The pull of Vondeling isn't a grand avenue of oaks. It's a granite hill, a field of fynbos, and a chapel at the top of both.
The wines circle three ideas
Start with the whites, because that's where the house style is loudest. The flagship blend leans Rhône — Chenin married to Viognier and other southern-French whites — and it's built for texture and a savoury, herb-edged line rather than tropical fruit. Open this one first. It tells you what the estate is reaching for faster than any tasting note.
The Chenin is the argument, though. This is Chenin country, and Vondeling gives the grape the seriousness it deserves: barrel-fermented, off old vines, with weight and grip. If you think Cape Chenin means cheerful and easy, the barrel-selection bottling is a corrective — the same grape, playing in a different league.
The reds are led by a Cape Bordeaux blend, Cabernet-framed and structured, made for the table and the cellar rather than the first sip. Shiraz sits alongside it — the Rhône thread again, running through the whole range. There's a traditional-method sparkling in the line-up too, which tells you this is a farm interested in more than one register. Exact blends, the current vintages, the shape of the range: all of it shifts year to year, so check the estate's own list before you buy, and see the factcheck notes below.
Visiting: book first, then climb
Here's the play. Book ahead through the estate's site — this is a working farm on the Paardeberg, not a roadside cellar door, so the reservation matters more here than at the famous farms near town, simply because someone has to be there to pour for you. It's doubly worth it in high summer, roughly November to March, and essential if you want the chapel walk included.

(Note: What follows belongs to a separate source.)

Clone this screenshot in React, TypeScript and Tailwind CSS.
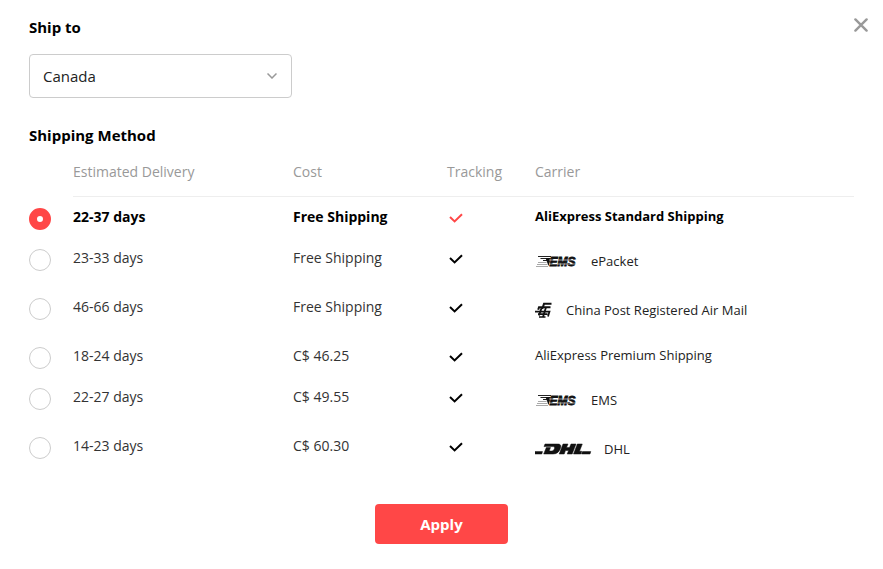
import { useState } from "react";
import clsx from "clsx";

function CloseIcon() {
  return (
    <svg viewBox="0 0 14 14" className="h-3.5 w-3.5" fill="none" stroke="currentColor" strokeWidth="2.4" strokeLinecap="round">
      <path d="M1.4 1.4 12.6 12.6M12.6 1.4 1.4 12.6" />
    </svg>
  );
}

function ChevronIcon() {
  return (
    <svg viewBox="0 0 10 6" className="h-1.5 w-2.5" fill="none" stroke="currentColor" strokeWidth="1.5">
      <path d="M.5.5 5 5 9.5.5" />
    </svg>
  );
}

function TickIcon() {
  return (
    <svg viewBox="0 0 14 10" className="h-2.5 w-3.5" fill="none" stroke="currentColor" strokeWidth="2">
      <path d="M1 4 5.6 8.4 13 1.2" />
    </svg>
  );
}

function EmsLogo() {
  return (
    <svg viewBox="0 0 44 18" className="h-[18px] w-11" aria-hidden="true">
      <path d="M3 4.5H16M5.5 6.5H15.4M8 8.5H14.8" stroke="#222" strokeWidth="1.2" />
      <path d="M10.5 6H15.8L13.6 14 12 10Z" fill="#111" />
      <path d="M3 10.5H11.5M2 12.5H12.5M1 14.5H13" stroke="#aaa" strokeWidth="1" />
      <text x="14.5" y="14.4" fontFamily="Liberation Sans, sans-serif" fontSize="12" fontWeight="700" fontStyle="italic" fill="#111" stroke="#111" strokeWidth=".9">EMS</text>
      <path d="M14 8H43M14 12H43" stroke="#fff" strokeWidth=".6" />
    </svg>
  );
}

function ChinaPostLogo() {
  return (
    <svg viewBox="0 0 19 16" className="h-4 w-[19px]" aria-hidden="true" fill="none" stroke="#111">
      <path d="M16.5 1.8H9L7.2 7M15.5 5.3H4L3.2 7.8" strokeWidth="2" />
      <path d="M0 9.6H14.5L13 14.5M12.5 12.2H3M10.5 15H4" strokeWidth="1.7" />
      <path d="M11 5.3 8 15M6.8 5.3 4 13.5" strokeWidth="1.8" />
    </svg>
  );
}

function DhlLogo() {
  return (
    <svg viewBox="0 0 57 12" className="h-3 w-[57px]" aria-hidden="true" fill="#111" stroke="#111" strokeWidth=".5">
      <path d="M0 8.6H7.5L6.8 11H0ZM47.5 8.6H55.8L55 11H46.5Z" />
      <path d="M10 1H22.5C26 1 26.4 3 25.4 5.4 24 9 21.8 11 18 11H8.7L11.3 4.6H15.5L14.2 8H16.6C18.6 8 19.8 6 19.5 4.5 19.4 3.8 18.8 3.6 18 3.6H9Z" />
      <path d="M28 1H33L31.5 4.6H34.5L36 1H41L37.2 11H32.2L33.6 7.5H30.5L29.2 11H24.2Z" />
      <path d="M42.3 1H47.3L44.5 8.3H46.8L45.8 11H38.5Z" />
    </svg>
  );
}

const methods = [
  { id: "standard", days: "22-37 days", cost: "Free Shipping", carrier: "AliExpress Standard Shipping" },
  { id: "epacket", days: "23-33 days", cost: "Free Shipping", carrier: "ePacket", logo: <EmsLogo /> },
  { id: "china-post", days: "46-66 days", cost: "Free Shipping", carrier: "China Post Registered Air Mail", logo: <ChinaPostLogo /> },
  { id: "premium", days: "18-24 days", cost: "C$ 46.25", carrier: "AliExpress Premium Shipping" },
  { id: "ems", days: "22-27 days", cost: "C$ 49.55", carrier: "EMS", logo: <EmsLogo /> },
  { id: "dhl", days: "14-23 days", cost: "C$ 60.30", carrier: "DHL", logo: <DhlLogo /> },
];

export default function App() {
  const [selected, setSelected] = useState("standard");

  return (
    <main className="relative bg-white px-[29px] pt-[17px] pb-6 font-['Open_Sans',sans-serif] text-sm leading-5 text-black">
      <button type="button" aria-label="Close" className="absolute top-[18px] right-[15px] text-[#999]">
        <CloseIcon />
      </button>

      {/* Country */}
      <label htmlFor="country" className="block text-[15px] font-bold">Ship to</label>
      <div className="relative mt-[17px] w-[263px]">
        <select
          id="country"
          className="block h-11 w-full appearance-none rounded border border-[#ccc] bg-white px-[13px] text-[15px] text-[#222]"
        >
          <option>Canada</option>
        </select>
        <span className="pointer-events-none absolute inset-y-0 right-[15px] flex items-center text-[#999]">
          <ChevronIcon />
        </span>
      </div>

      {/* Methods */}
      <h2 className="mt-[27px] text-[15px] font-bold">Shipping Method</h2>
      <table className="mt-[17px] w-full table-fixed text-left">
        <colgroup>
          <col className="w-11" />
          <col className="w-[220px]" />
          <col className="w-[154px]" />
          <col className="w-[88px]" />
          <col />
        </colgroup>
        <thead className="text-[#999]">
          <tr>
            <td />
            <th className="border-b border-[#eee] pb-3.5 font-normal">Estimated Delivery</th>
            <th className="border-b border-[#eee] pb-3.5 font-normal">Cost</th>
            <th className="border-b border-[#eee] pb-3.5 font-normal">Tracking</th>
            <th className="border-b border-[#eee] pb-3.5 font-normal">Carrier</th>
          </tr>
        </thead>
        <tbody>
          {methods.map((method) => {
            const active = method.id === selected;
            return (
              <tr
                key={method.id}
                className={clsx("align-top", method.logo ? "h-[49px]" : "h-[41px]", active ? "font-bold" : "text-[#333]")}
              >
                <td className="pt-[11px]">
                  <input
                    id={method.id}
                    type="radio"
                    name="method"
                    checked={active}
                    onChange={() => setSelected(method.id)}
                    className="block h-[22px] w-[22px] appearance-none rounded-full border border-[#ccc] bg-white checked:border-8 checked:border-[#ff4747]"
                  />
                </td>
                <td className="pt-2.5"><label htmlFor={method.id}>{method.days}</label></td>
                <td className="pt-2.5">{method.cost}</td>
                <td className={clsx("pt-4 pl-0.5", active ? "text-[#ff4747]" : "text-black")}><TickIcon /></td>
                <td className={clsx("text-[13px]", method.logo ? "pt-[13px]" : "pt-[9px]", active ? "text-black" : "text-[#222]")}>
                  <span className="flex items-center gap-3">
                    {method.logo}
                    {method.carrier}
                  </span>
                </td>
              </tr>
            );
          })}
        </tbody>
      </table>

      <button
        type="button"
        className="mx-auto mt-[29px] block h-10 w-[133px] rounded bg-[#ff4747] text-[15px] font-bold text-white"
      >
        Apply
      </button>
    </main>
  );
}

Tastings are seated and unhurried, which fits the place — there's room to linger, and the setting does half the work. Pair the pour with the climb up to the Sir Lambert for the view, and give yourself margin on the drive both ways. This is the quiet corner of Paarl wine country, where the roads empty out and the landscape is the reason you made the trip.
What to buy
One bottle home? Make it the Babiana white blend — the estate's Rhône-leaning idea in a single glass, and the clearest read on the Paardeberg's granite. The Barrel Selection Chenin Blanc is the connoisseur's pick: proof of what old vines and a serious cellar hand do with the Cape's signature white. And for the table, the Monsonia Bordeaux blend is built to age — put it away a few years before you pull the cork.
Common questions
Book ahead — more so than at the big-name farms nearer town. This is a working farm off the beaten track on the Paardeberg, not a walk-in cellar door, so a reservation through the estate's site means someone is on hand to pour when you arrive. It matters most in high summer, roughly November to March, and it's essential if you want the walk up to the chapel included.

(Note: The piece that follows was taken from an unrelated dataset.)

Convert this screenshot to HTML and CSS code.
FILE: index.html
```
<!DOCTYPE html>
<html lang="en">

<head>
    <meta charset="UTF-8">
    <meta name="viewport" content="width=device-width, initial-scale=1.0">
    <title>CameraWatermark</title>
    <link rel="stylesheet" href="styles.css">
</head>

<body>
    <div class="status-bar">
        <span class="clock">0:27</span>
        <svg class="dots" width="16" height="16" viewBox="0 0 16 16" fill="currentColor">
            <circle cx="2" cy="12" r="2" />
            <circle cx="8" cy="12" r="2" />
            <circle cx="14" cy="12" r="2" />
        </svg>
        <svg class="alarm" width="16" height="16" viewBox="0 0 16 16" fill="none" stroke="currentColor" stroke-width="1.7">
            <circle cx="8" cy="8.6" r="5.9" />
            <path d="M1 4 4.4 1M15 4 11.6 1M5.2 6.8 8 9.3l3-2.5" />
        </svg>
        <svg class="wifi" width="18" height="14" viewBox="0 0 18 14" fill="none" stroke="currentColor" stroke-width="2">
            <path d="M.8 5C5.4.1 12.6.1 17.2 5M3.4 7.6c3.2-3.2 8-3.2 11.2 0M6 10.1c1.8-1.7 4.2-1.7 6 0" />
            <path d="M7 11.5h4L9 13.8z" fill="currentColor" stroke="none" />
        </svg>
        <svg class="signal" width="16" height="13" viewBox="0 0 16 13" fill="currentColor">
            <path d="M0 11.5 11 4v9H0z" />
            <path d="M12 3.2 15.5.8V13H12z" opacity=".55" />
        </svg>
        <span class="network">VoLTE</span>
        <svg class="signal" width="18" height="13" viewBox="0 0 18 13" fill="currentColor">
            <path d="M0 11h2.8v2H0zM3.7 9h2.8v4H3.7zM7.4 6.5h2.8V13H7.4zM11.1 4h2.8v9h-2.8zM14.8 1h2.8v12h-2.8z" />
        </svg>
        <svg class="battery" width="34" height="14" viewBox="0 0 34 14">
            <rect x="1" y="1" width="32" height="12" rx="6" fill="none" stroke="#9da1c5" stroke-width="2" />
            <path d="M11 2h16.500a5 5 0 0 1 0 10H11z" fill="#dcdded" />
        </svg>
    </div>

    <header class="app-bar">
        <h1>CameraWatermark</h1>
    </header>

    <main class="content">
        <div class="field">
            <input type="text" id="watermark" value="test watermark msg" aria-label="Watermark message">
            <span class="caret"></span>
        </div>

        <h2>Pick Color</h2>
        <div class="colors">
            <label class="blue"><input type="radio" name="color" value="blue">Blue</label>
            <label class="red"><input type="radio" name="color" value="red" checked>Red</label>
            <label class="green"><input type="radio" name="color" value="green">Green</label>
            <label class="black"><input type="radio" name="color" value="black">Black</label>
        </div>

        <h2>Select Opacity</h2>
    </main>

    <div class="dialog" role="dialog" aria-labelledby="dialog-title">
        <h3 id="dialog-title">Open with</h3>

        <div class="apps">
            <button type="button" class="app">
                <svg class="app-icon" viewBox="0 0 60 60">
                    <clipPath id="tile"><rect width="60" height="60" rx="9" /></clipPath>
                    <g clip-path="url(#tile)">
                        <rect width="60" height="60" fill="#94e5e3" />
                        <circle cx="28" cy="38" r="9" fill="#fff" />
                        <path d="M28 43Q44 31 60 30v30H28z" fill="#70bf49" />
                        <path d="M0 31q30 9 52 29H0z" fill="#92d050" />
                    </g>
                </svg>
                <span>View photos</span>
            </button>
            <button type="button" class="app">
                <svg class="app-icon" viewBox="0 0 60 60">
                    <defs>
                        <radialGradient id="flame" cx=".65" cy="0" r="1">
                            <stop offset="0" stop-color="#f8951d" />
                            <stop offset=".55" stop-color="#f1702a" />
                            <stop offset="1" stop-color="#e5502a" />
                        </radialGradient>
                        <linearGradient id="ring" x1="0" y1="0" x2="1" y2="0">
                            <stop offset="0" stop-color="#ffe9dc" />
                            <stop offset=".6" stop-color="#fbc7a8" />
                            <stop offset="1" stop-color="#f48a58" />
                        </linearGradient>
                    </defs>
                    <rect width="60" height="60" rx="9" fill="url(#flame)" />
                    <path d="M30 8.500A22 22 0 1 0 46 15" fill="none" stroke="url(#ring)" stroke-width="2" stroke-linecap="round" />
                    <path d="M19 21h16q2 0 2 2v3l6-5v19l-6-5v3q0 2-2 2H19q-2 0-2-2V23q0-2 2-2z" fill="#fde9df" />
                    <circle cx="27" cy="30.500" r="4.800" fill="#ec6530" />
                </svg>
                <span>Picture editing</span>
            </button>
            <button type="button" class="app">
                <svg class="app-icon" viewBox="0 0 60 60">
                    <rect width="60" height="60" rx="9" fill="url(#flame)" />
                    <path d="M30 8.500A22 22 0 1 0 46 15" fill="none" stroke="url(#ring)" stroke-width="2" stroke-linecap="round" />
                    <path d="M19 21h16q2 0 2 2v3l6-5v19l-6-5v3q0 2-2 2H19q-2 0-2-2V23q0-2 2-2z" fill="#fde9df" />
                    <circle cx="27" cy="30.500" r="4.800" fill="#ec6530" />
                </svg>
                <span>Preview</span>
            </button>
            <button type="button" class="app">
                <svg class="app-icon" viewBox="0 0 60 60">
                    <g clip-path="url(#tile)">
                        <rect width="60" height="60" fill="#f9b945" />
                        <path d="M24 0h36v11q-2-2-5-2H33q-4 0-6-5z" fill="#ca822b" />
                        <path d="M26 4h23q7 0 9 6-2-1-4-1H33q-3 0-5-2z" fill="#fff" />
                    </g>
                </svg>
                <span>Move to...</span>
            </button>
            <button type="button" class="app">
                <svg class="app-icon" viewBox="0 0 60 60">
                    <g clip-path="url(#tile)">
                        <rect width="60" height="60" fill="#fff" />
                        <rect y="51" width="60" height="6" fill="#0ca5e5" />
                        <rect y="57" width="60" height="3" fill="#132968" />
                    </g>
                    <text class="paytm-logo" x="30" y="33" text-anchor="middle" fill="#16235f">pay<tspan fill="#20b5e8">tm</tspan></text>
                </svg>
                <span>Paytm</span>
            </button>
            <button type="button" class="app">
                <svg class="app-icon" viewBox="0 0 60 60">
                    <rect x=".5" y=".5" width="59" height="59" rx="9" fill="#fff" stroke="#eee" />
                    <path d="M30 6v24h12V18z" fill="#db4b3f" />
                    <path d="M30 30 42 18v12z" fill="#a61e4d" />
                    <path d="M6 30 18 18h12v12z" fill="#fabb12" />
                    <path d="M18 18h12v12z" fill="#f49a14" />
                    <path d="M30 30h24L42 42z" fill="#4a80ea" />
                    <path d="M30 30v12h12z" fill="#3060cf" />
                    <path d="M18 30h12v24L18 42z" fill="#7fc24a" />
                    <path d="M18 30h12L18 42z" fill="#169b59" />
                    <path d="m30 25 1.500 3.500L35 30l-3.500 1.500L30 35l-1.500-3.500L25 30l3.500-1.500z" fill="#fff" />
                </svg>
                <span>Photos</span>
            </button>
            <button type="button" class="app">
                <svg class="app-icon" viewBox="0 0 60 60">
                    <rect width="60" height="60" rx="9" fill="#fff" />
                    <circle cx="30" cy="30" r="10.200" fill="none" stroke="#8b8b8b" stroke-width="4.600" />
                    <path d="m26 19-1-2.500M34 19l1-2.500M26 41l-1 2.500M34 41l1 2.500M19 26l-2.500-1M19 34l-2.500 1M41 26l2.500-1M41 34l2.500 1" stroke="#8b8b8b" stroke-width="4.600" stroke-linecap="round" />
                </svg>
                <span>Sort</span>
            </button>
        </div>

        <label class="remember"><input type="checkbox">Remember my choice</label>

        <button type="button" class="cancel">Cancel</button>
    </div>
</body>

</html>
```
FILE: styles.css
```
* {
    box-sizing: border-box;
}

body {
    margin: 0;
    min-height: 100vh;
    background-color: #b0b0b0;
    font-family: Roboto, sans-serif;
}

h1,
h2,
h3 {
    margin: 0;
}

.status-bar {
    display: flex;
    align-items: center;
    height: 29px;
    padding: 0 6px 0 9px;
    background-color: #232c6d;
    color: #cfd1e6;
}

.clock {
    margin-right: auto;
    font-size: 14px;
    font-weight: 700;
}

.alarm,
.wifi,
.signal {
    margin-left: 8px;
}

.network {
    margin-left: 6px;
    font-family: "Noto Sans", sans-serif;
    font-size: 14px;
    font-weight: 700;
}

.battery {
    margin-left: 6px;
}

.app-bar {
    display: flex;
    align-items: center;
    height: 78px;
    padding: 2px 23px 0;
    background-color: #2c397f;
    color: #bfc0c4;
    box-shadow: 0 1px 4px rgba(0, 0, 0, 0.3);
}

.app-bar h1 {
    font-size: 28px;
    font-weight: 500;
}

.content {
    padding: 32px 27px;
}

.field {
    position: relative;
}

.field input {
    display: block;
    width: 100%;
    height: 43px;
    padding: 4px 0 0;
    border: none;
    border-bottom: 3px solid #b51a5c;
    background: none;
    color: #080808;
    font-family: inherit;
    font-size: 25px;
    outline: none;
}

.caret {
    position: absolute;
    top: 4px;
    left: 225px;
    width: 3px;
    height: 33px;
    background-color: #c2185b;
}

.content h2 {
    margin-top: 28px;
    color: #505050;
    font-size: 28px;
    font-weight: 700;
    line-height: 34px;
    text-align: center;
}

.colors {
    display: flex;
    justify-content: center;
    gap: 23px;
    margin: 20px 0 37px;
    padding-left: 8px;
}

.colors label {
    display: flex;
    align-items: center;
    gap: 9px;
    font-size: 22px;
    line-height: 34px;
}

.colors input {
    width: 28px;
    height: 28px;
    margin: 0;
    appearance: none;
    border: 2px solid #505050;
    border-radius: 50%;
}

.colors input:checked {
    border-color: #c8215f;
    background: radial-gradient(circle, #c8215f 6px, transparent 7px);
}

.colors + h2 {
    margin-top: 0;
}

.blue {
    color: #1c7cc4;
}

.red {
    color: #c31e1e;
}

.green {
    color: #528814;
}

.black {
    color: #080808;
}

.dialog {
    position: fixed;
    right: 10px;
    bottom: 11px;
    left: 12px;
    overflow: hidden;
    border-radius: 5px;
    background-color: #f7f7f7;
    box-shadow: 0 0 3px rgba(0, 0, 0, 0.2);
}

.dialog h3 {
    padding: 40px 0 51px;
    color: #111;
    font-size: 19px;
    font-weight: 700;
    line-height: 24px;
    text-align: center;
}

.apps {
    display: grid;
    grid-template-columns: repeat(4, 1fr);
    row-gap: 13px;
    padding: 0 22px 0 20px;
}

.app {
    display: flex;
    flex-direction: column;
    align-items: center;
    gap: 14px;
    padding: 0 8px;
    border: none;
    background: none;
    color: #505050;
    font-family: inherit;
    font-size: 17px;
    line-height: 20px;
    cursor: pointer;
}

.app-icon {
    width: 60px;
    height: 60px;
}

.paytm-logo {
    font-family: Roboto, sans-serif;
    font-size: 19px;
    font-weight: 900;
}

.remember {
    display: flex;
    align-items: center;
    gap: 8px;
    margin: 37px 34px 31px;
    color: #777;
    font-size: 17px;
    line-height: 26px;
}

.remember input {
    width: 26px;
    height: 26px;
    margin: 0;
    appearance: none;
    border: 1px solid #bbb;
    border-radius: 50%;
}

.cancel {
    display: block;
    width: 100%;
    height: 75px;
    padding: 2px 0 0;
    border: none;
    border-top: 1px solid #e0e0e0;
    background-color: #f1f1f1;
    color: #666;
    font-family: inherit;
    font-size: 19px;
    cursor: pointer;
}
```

On the slopes of the Paardeberg, in the Voor-Paardeberg ward on the cooler western reach of the Paarl district. Think wild fynbos hills rather than the town of Paarl itself. It's a scenic drive but a rural one — give yourself time and check directions before you set out, because this is the quiet corner of the winelands, not the tour-bus strip.
A small stone chapel, the Sir Lambert, that crowns the highest rise on the estate and gives Vondeling its silhouette. From the top the view runs over the vineyards and fynbos to the Cape mountains beyond. If you climb one hill on your day out here, make it this one — it's the walk most visitors come for.
Open with the Babiana white blend — it's the estate's Rhône-leaning idea in one glass. Then the Barrel Selection Chenin Blanc, to see what the Paardeberg's granite does with the Cape's signature grape. Finish on a red: the Monsonia Bordeaux-style blend, or the estate Shiraz for the Rhône thread again.
Glossary
- Paardeberg
- The granite 'horse mountain' northwest of Paarl, a low range of decomposed-granite soils and old bush-vine Chenin that has become one of the Cape's most sought-after sources for both Chenin and Rhône varieties. Vondeling farms its southern-to-western slopes.
- Fynbos
- The fine-leaved, fire-adapted shrubland unique to the Cape Floral Kingdom. Vondeling sets aside a large share of its land for fynbos conservation and names several of its wines after the plants that grow there.